- Born: 14 September 1980 (age 45) Dublin, Ireland
- Occupation: Actress
- Television: Mrs. Brown's Boys (2011–) All Round to Mrs. Brown's (2017–2020)
- Spouse: Martin Delany ​ ​(m. 2006; sep. 2021)​
- Children: 4
- Parents: Brendan O'Carroll (father); Doreen Dowdall (mother);
- Relatives: Brendan O'Carroll, Jr. (brother) Eric O'Carroll (brother) Danny O'Carroll (brother) Eilish O'Carroll (aunt) Jennifer Gibney (stepmother)

= Fiona O'Carroll =

Irish actress

Fiona O'Carroll is an Irish actress and a cast-member of the BBC/RTÉ sitcom, Mrs. Brown's Boys. Fiona is the daughter of Doreen O'Carroll and Mrs. Brown's Boys star and creator, Brendan O'Carroll.

==Early life and family==
O'Carroll was born in Dublin in Ireland. Her younger brothers are Danny and Eric.

O'Carroll's stepmother is the Irish actress Jennifer Gibney, the wife of her father, Brendan O'Carroll.

==Career==
O'Carroll has been a cast member of Mrs. Brown's Boys portraying Maria Brown since its inception. She reprised her role in the 2014 film, Mrs. Brown's Boys D'Movie and the 2017 chat show All Round to Mrs. Brown's.

In 2014, O'Carroll was also in the ITV drama The Widower.

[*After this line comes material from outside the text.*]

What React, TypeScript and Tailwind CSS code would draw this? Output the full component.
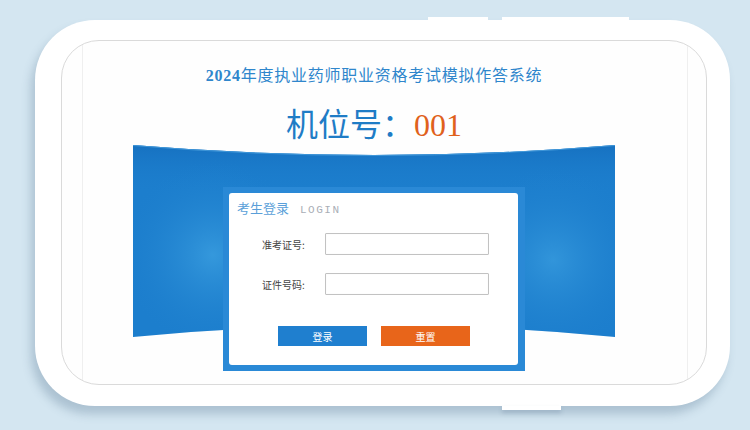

In September 2022, O'Carroll took part in the gruelling reality show TV Special Forces Ultimate Hellweek, a show which pushes contestants to their physical and mental limits. She described the experience as life-changing.

Later that year, O'Carroll starred as Gretchen Ackerman in the touring production of Coppers the Musical.

In 2023, O'Carroll starred in the award-winning Jason Branagan short film Picture Day.

Later in 2023, O'Carroll won best actress at the Underground Cinema International Film Festival for her portrayal of Linda in Western Front Studios' short film They Can't Know About Me, directed by Michael Carolan.

==Personal life==
O'Carroll married her Mrs. Brown's Boys co-star, Martin Delany in 2006. They have four sons together. In December 2021, she announced her split from Delany.

In August 2017, O'Carroll completed a 260-mile walk from Cork to Belfast in aid of Billy's World, a charity for children with special needs.

Her aunt Fiona O'Carroll, a sister of her father Brendan, died in 2020, in Canada.